By using the same image for both the data-container, docker was able to seed the volume with the data from the image when we created the data container. Data from the image is only ever seeded into a volume when the volume is created. Since busybox was originally used as the image for the data-only container, and there is no /foo in the busybox image, docker created the dir as rootand nothing else. Since --volumes-from does not actually create a volume, it just re-uses an existing volume, nothing ever made it into the volume itself. Since the volume dir was owned by root and we were trying to use a non-root user in the container to modify the volume, it failed.

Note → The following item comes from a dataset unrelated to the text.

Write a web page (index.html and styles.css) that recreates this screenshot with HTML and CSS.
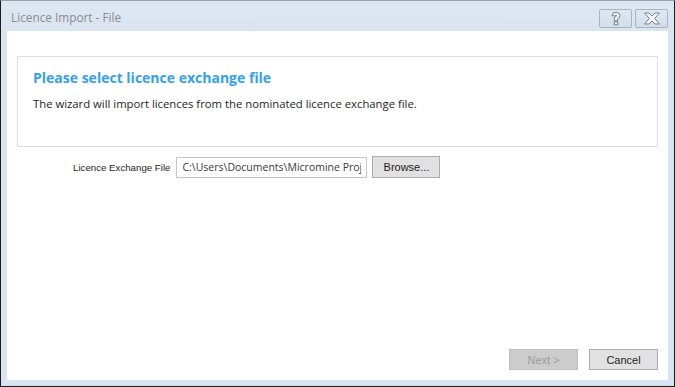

This is extremely common with images like mongodb, mysql, and postgres.
So are we stuck using the same image for both? Well, yes if you want it to work as expected... however stuck isn't really the correct term here. The reason we are using a minimal image is to save space, but this is not what actually happened...
The debian:jessie image is roughly 150MB. Because of the way Docker works, we can re-use the debian:jessie image 1000 (or 10000, or 100000) times and it is still only ever using 150MB.
A container itself does not take up any space unless as part of running it you've written something to disk. This is because a container's filesystem is essentially a write-layer over the image. This enable Docker to use an image N times (for containers) without taking up any extra space.
So in reality, by using busybox, we've actually taken up more space than by using the same image (ie, mickey_foo in the example) multiple times.
In practice, I usually do something like this:
~: docker run --name mydb-data --entrypoint /bin/echo mysql Data-only container for mydb
~: docker run -d --name mydb --volumes-from mydb-data mysql
In the above example, the command the data-only container ends up running is/bin/sh -c '/bin/echo Data-only container for mydb'.
This makes the data-only container relatively easy to grep for, and also gives a good clue, based on the command being run in the container, what the container is actually for.